The US PIRG acknowledged that the levels of glyphosate detected in the beverages were below limits set by the Environmental Protection Agency, but insisted that the results should concern the public.
"The levels of glyphosate we found are not necessarily dangerous, but are still concerning given the potential health risks," a PIRG spokesperson told USA TODAY following the release of the study.
"Our findings suggest that glyphosate contamination is common in beers and wine sold in the US. Due to glyphosate’s many health risks and its ubiquitous nature in our food, water, and alcohol, the use of glyphosate in the US should be banned unless and until it can be proven safe."
The highest concentration of glyphosate was found in the Sutter Home Merlot wine – which came in at 51.4 parts per billion (ppb).
For beer, Tsingtao from Hong Kong had the most with 49.7ppb, while Peak Beer was the only beverage to not contain the chemical.
Guinness was found to contain 20.3ppg of glyphosate, roughly average among the beers tested.

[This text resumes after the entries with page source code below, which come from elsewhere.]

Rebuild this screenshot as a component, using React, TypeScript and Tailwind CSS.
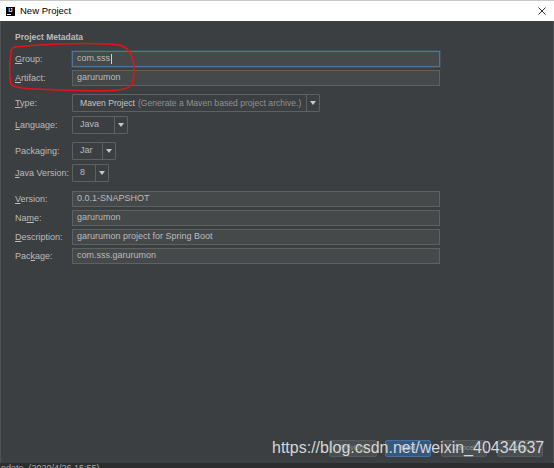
import React from "react";

const labelCls = "w-[57px] shrink-0 text-[9px] text-[#bbbbbb] leading-none";

function Label({ text, u }: { text: string; u: number }) {
  if (u < 0) return <div className={labelCls}>{text}</div>;
  return (
    <div className={labelCls}>
      {text.slice(0, u)}
      <span className="underline underline-offset-[1px]">{text[u]}</span>
      {text.slice(u + 1)}
    </div>
  );
}

function Field({ value, focused }: { value: string; focused?: boolean }) {
  return (
    <div
      className={
        "h-[16px] w-[368px] flex items-center px-[4px] text-[9px] text-[#bbbbbb] bg-[#45494a] border " +
        (focused ? "border-[#4a75a0] shadow-[0_0_0_1px_rgba(70,109,148,0.35)]" : "border-[#5e6162]")
      }
    >
      {value}
      {focused && <span className="ml-[1px] w-px h-[10px] bg-[#d0d0d0]" />}
    </div>
  );
}

function Arrow() {
  return (
    <div className="w-[13px] h-full border-l border-[#5e6162] flex items-center justify-center">
      <svg width="6" height="4" viewBox="0 0 6 4">
        <path d="M0 0 L6 0 L3 4 Z" fill="#c8c8c8" />
      </svg>
    </div>
  );
}

function Combo({ w, children }: { w: string; children: React.ReactNode }) {
  return (
    <div className={"h-[18px] flex border border-[#5e6162] bg-[#3c3f41] rounded-[1px] " + w}>
      <div className="flex-1 flex items-center pl-[7px] text-[9px] text-[#bbbbbb] whitespace-nowrap overflow-hidden">
        {children}
      </div>
      <Arrow />
    </div>
  );
}

function Row({ children, className }: { children: React.ReactNode; className?: string }) {
  return <div className={"flex items-center " + (className ?? "")}>{children}</div>;
}

function Btn({ text, primary, w }: { text: string; primary?: boolean; w: string }) {
  return (
    <div
      className={
        "h-[17px] flex items-center justify-center text-[7px] rounded-[2px] border " +
        w +
        (primary
          ? " bg-[#365880] border-[#44709c] text-[#9fb4cc]"
          : " bg-[#4b4f51] border-[#575b5d] text-[#8e9294]")
      }
    >
      {text}
    </div>
  );
}

export default function App() {
  return (
    <div className="w-[554px] h-[468px] bg-[#3c3f41] relative overflow-hidden font-['Liberation_Sans',Arial,sans-serif]">
      {/* title bar */}
      <div className="h-[21px] bg-white border-t border-[#c9c9c9] flex items-center pl-[6px] pr-[8px]">
        <div className="w-[9px] h-[9px] bg-black relative flex flex-col items-center justify-start">
          <span className="text-[5px] leading-none text-white font-bold mt-[1px]">IJ</span>
          <span className="absolute left-[1px] bottom-[1px] w-[4px] h-px bg-white" />
        </div>
        <span className="ml-[5px] text-[9.5px] text-black">New Project</span>
        <svg className="ml-auto" width="8" height="8" viewBox="0 0 8 8">
          <path d="M0.5 0.5 L7.5 7.5 M7.5 0.5 L0.5 7.5" stroke="#333" strokeWidth="1" />
        </svg>
      </div>

      {/* body */}
      <div className="h-[442px] flex flex-col border-l border-r border-[#4e5254] pl-[14px] pr-[10px] pb-[6px]">
        <div className="mt-[9px] h-[14px] flex items-center text-[8.5px] font-bold text-[#bbbbbb]">
          Project Metadata
        </div>

        <Row className="mt-[7px]">
          <Label text="Group:" u={0} />
          <Field value="com.sss" focused />
        </Row>
        <Row className="mt-[3px]">
          <Label text="Artifact:" u={0} />
          <Field value="garurumon" />
        </Row>

        <Row className="mt-[8px]">
          <Label text="Type:" u={0} />
          <Combo w="w-[248px]">
            <span className="text-[#c4c4c4] text-[8.6px]">Maven Project</span>
            <span className="ml-[3px] text-[#8f9193] text-[8.6px]">(Generate a Maven based project archive.)</span>
          </Combo>
        </Row>
        <Row className="mt-[4px]">
          <Label text="Language:" u={0} />
          <Combo w="w-[56px]">Java</Combo>
        </Row>

        <Row className="mt-[8px]">
          <Label text="Packaging:" u={-1} />
          <Combo w="w-[44px]">Jar</Combo>
        </Row>
        <Row className="mt-[4px]">
          <Label text="Java Version:" u={0} />
          <Combo w="w-[37px]">8</Combo>
        </Row>

        <Row className="mt-[9px]">
          <Label text="Version:" u={0} />
          <Field value="0.0.1-SNAPSHOT" />
        </Row>
        <Row className="mt-[3px]">
          <Label text="Name:" u={2} />
          <Field value="garurumon" />
        </Row>
        <Row className="mt-[3px]">
          <Label text="Description:" u={0} />
          <Field value="garurumon project for Spring Boot" />
        </Row>
        <Row className="mt-[3px]">
          <Label text="Package:" u={3} />
          <Field value="com.sss.garurumon" />
        </Row>

        <div className="mt-auto flex justify-end items-center">
          <Btn text="Previous" w="w-[48px]" />
          <div className="ml-[8px]">
            <Btn text="Next" primary w="w-[46px]" />
          </div>
          <div className="ml-[10px]">
            <Btn text="Cancel" w="w-[46px]" />
          </div>
          <div className="ml-[10px]">
            <Btn text="Help" w="w-[46px]" />
          </div>
        </div>
      </div>

      {/* status strip */}
      <div className="h-[5px] bg-[#2b2d2e] overflow-hidden">
        <div className="text-[9px] leading-none text-[#a8a8a8] pl-[1px] pt-[1px] whitespace-nowrap">
          pdate, (2020/4/26 15:55)
        </div>
      </div>

      {/* red annotation */}
      <svg className="absolute left-0 top-0 pointer-events-none" width="554" height="468">
        <path
          d="M15 47 C40 44, 95 42, 119 45 C135 48, 136 70, 132 84 C128 93, 95 91, 60 90 C35 89, 14 89, 11 84 C9 76, 10 60, 11 52 C11 48, 13 47, 17 47"
          fill="none"
          stroke="#e0141a"
          strokeWidth="1.6"
          strokeLinecap="round"
        />
      </svg>

      {/* watermark */}
      <div className="absolute left-[272px] top-[440px] text-[16px] leading-none text-[#d6d6d6] whitespace-nowrap pointer-events-none">
        https://blog.csdn.net/weixin_40434637
      </div>
    </div>
  );
}
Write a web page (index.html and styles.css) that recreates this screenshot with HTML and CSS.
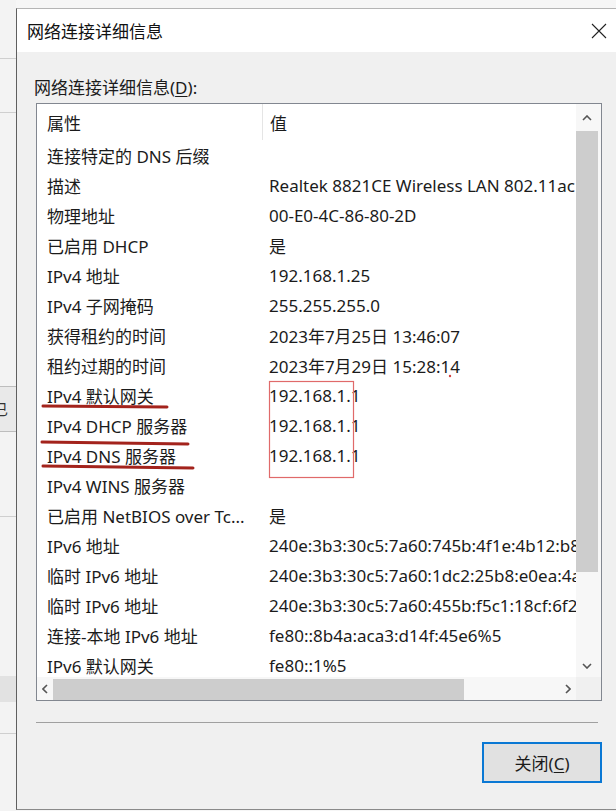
FILE: index.html
```html
<!DOCTYPE html>
<html lang="zh-CN">
<head>
<meta charset="utf-8">
<title>网络连接详细信息</title>
<link rel="stylesheet" href="styles.css">
</head>
<body>
<div class="desk">
  <div class="behind">
    <div class="bline l1"></div>
    <div class="bline l2"></div>
    <div class="bbox"><span class="bglyph">已</span></div>
    <div class="bline l3"></div>
    <div class="bblock"></div>
    <div class="bline l4"></div>
  </div>

  <div class="dialog">
    <div class="titlebar">
      <span class="title">网络连接详细信息</span>
      <span class="close">
        <svg width="16" height="16" viewBox="0 0 16 16"><path d="M1 1 L15 15 M15 1 L1 15" stroke="#222" stroke-width="1.1" fill="none"/></svg>
      </span>
    </div>

    <div class="content">
      <div class="label">网络连接详细信息(<u>D</u>):</div>

      <div class="listbox">
        <div class="main">
          <div class="viewport">
            <div class="row head"><div class="c1">属性</div><div class="c2">值</div></div>
            <div class="row"><div class="c1">连接特定的 DNS 后缀</div><div class="c2"></div></div>
            <div class="row"><div class="c1">描述</div><div class="c2">Realtek 8821CE Wireless LAN 802.11ac PCI-E NIC</div></div>
            <div class="row"><div class="c1">物理地址</div><div class="c2">00-E0-4C-86-80-2D</div></div>
            <div class="row"><div class="c1">已启用 DHCP</div><div class="c2">是</div></div>
            <div class="row"><div class="c1">IPv4 地址</div><div class="c2">192.168.1.25</div></div>
            <div class="row"><div class="c1">IPv4 子网掩码</div><div class="c2">255.255.255.0</div></div>
            <div class="row"><div class="c1">获得租约的时间</div><div class="c2">2023年7月25日 13:46:07</div></div>
            <div class="row"><div class="c1">租约过期的时间</div><div class="c2">2023年7月29日 15:28:14</div></div>
            <div class="row"><div class="c1">IPv4 默认网关</div><div class="c2">192.168.1.1</div></div>
            <div class="row"><div class="c1">IPv4 DHCP 服务器</div><div class="c2">192.168.1.1</div></div>
            <div class="row"><div class="c1">IPv4 DNS 服务器</div><div class="c2">192.168.1.1</div></div>
            <div class="row"><div class="c1">IPv4 WINS 服务器</div><div class="c2"></div></div>
            <div class="row"><div class="c1">已启用 NetBIOS over Tc...</div><div class="c2">是</div></div>
            <div class="row"><div class="c1">IPv6 地址</div><div class="c2">240e:3b3:30c5:7a60:745b:4f1e:4b12:b8c1</div></div>
            <div class="row"><div class="c1">临时 IPv6 地址</div><div class="c2">240e:3b3:30c5:7a60:1dc2:25b8:e0ea:4a17</div></div>
            <div class="row"><div class="c1">临时 IPv6 地址</div><div class="c2">240e:3b3:30c5:7a60:455b:f5c1:18cf:6f22</div></div>
            <div class="row"><div class="c1">连接-本地 IPv6 地址</div><div class="c2">fe80::8b4a:aca3:d14f:45e6%5</div></div>
            <div class="row"><div class="c1">IPv6 默认网关</div><div class="c2">fe80::1%5</div></div>
          </div>
          <div class="vscroll">
            <div class="arrow">
              <svg width="10" height="6" viewBox="0 0 10 6"><path d="M1 5 L5 1 L9 5" stroke="#555" stroke-width="1.6" fill="none"/></svg>
            </div>
            <div class="vtrack"><div class="vthumb"></div></div>
            <div class="arrow">
              <svg width="10" height="6" viewBox="0 0 10 6"><path d="M1 1 L5 5 L9 1" stroke="#555" stroke-width="1.6" fill="none"/></svg>
            </div>
          </div>
        </div>
        <div class="hbar">
          <div class="hscroll">
            <div class="harrow">
              <svg width="6" height="10" viewBox="0 0 6 10"><path d="M5 1 L1 5 L5 9" stroke="#555" stroke-width="1.6" fill="none"/></svg>
            </div>
            <div class="htrack"><div class="hthumb"></div></div>
            <div class="harrow">
              <svg width="6" height="10" viewBox="0 0 6 10"><path d="M1 1 L5 5 L1 9" stroke="#555" stroke-width="1.6" fill="none"/></svg>
            </div>
          </div>
          <div class="corner"></div>
        </div>

        <!-- hand-drawn marks over the gateway / DHCP / DNS rows -->
        <svg class="marks" width="566" height="400" viewBox="0 0 566 400">
          <path d="M7 303 L131 304" stroke="#a3231c" stroke-width="3" fill="none" stroke-linecap="round"/>
          <path d="M6 339 L152 341" stroke="#a3231c" stroke-width="3" fill="none" stroke-linecap="round"/>
          <path d="M7 363 L157 365" stroke="#a3231c" stroke-width="3" fill="none" stroke-linecap="round"/>
          <rect x="233.5" y="278.5" width="84" height="96" stroke="#e06a6a" stroke-width="1.2" fill="none"/>
          <circle cx="414" cy="273" r="1.2" fill="#d04040"/>
        </svg>
      </div>

      <div class="sep"></div>

      <div class="actions">
        <button class="btn">关闭(<u>C</u>)</button>
      </div>
    </div>
  </div>
</div>
</body>
</html>
```

FILE: styles.css
```css
html, body {
  margin: 0;
  padding: 0;
}

body {
  width: 616px;
  height: 811px;
  overflow: hidden;
  background: #f6f6f6;
  font-family: "Noto Sans", "Noto Sans CJK SC", sans-serif;
  font-size: 17px;
  color: #1b1b1b;
}

.desk {
  display: flex;
  height: 811px;
}

/* window partly visible behind the dialog */
.behind {
  width: 16px;
  flex: none;
  position: relative;
  background: #f3f3f3;
  overflow: hidden;
}

.bline {
  position: absolute;
  left: 0;
  right: 0;
  height: 1px;
  background: #cfcfcf;
}
.l1 { top: 58px; }
.l2 { top: 112px; }
.l3 { top: 516px; }
.l4 { top: 733px; }

.bbox {
  position: absolute;
  left: 0;
  right: 0;
  top: 386px;
  height: 44px;
  border-top: 1px solid #bdbdbd;
  border-bottom: 1px solid #bdbdbd;
  background: #e9e9e9;
}

.bglyph {
  position: absolute;
  left: -7px;
  top: 12px;
  font-size: 15px;
  line-height: 20px;
  color: #333;
}

.bblock {
  position: absolute;
  left: 0;
  right: 0;
  top: 676px;
  height: 26px;
  background: #e2e2e2;
}

.dialog {
  flex: 1;
  margin-top: 8px;
  height: 800px;
  border-left: 1px solid #5f5f5f;
  border-top: 1px solid #b5b5b5;
  border-bottom: 1px solid #8a8a8a;
  background: #f0f0f0;
  display: flex;
  flex-direction: column;
}

.titlebar {
  height: 43px;
  background: #ffffff;
  display: flex;
  align-items: center;
  justify-content: space-between;
  padding: 0 9px 0 10px;
  flex: none;
}

.title {
  font-size: 17px;
  color: #111;
}

.close {
  display: flex;
  align-items: center;
}

.content {
  padding: 25px 0 0 19px;
  display: flex;
  flex-direction: column;
}

.label {
  line-height: 22px;
  height: 22px;
  margin-left: -2px;
  margin-bottom: 4px;
}

.label u,
.btn u {
  text-decoration-thickness: 1px;
  text-underline-offset: 2px;
}

.listbox {
  position: relative;
  width: 564px;
  border: 1px solid #828790;
  background: #ffffff;
}

.main {
  display: flex;
  height: 573px;
}

.viewport {
  width: 539px;
  overflow: hidden;
}

.row {
  display: flex;
  height: 30px;
  align-items: center;
  white-space: nowrap;
}

.row.head {
  height: 36px;
}

.c1 {
  width: 215px;
  flex: none;
  padding-left: 10px;
  overflow: hidden;
}

.c2 {
  padding-left: 7px;
  flex: none;
}

.head .c1,
.head .c2 {
  align-self: stretch;
  display: flex;
  align-items: center;
}

.head .c2 {
  border-left: 1px solid #e5e5e5;
  padding-left: 7px;
}

.vscroll {
  width: 25px;
  display: flex;
  flex-direction: column;
  background: #f7f7f7;
}

.arrow {
  height: 27px;
  display: flex;
  align-items: center;
  justify-content: center;
  flex: none;
  padding-right: 3px;
}

.vscroll .arrow:last-child {
  height: 22px;
}

.vtrack {
  flex: 1;
  padding-right: 3px;
}

.vthumb {
  height: 441px;
  background: #cdcdcd;
}

.hbar {
  display: flex;
  height: 23px;
}

.hscroll {
  width: 539px;
  display: flex;
  background: #f7f7f7;
}

.harrow {
  width: 16px;
  display: flex;
  align-items: center;
  justify-content: center;
  flex: none;
}

.htrack {
  flex: 1;
  padding-top: 2px;
}

.hthumb {
  width: 411px;
  height: 21px;
  background: #cdcdcd;
}

.corner {
  width: 25px;
  background: #f0f0f0;
}

.marks {
  position: absolute;
  left: -1px;
  top: -1px;
  pointer-events: none;
}

.sep {
  width: 562px;
  height: 1px;
  background: #a0a0a0;
  margin-top: 21px;
}

.actions {
  width: 566px;
  display: flex;
  justify-content: flex-end;
  margin-top: 19px;
}

.btn {
  width: 120px;
  height: 41px;
  border: 2px solid #0a78d4;
  background: #e1e1e1;
  font-family: "Noto Sans", "Noto Sans CJK SC", sans-serif;
  font-size: 17px;
  color: #1b1b1b;
  padding: 0;
  margin: 0;
}
```
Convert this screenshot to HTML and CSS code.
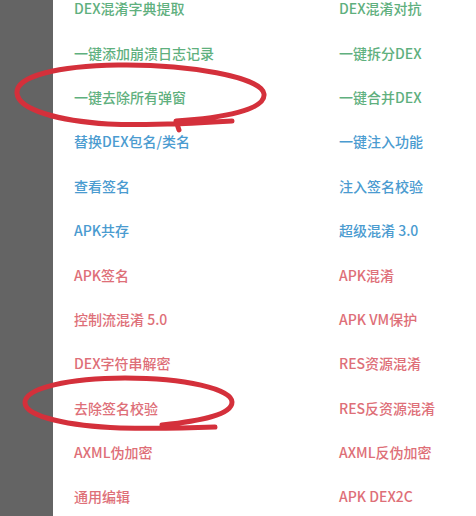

Co-author of the study, US PIRG Education Fund's Kara Cook-Schultz, said: "No matter the efforts of brewers and vintners, we found that it is incredibly difficult to avoid the troubling reality that consumers will likely drink glyphosate at every happy hour and backyard barbecue around the country."
A spokesperson for The Beer Institute, a national trade association, said even if an adult had more than 140 glasses of wine a day, they wouldn't consume enough glyphosate to harm their health.
"Our members work with farmers who go to great lengths to raise their crops sustainably and safely," they said.
"The results of the most recent federal testing showed farmers’ use of glyphosate falls well below federal limits."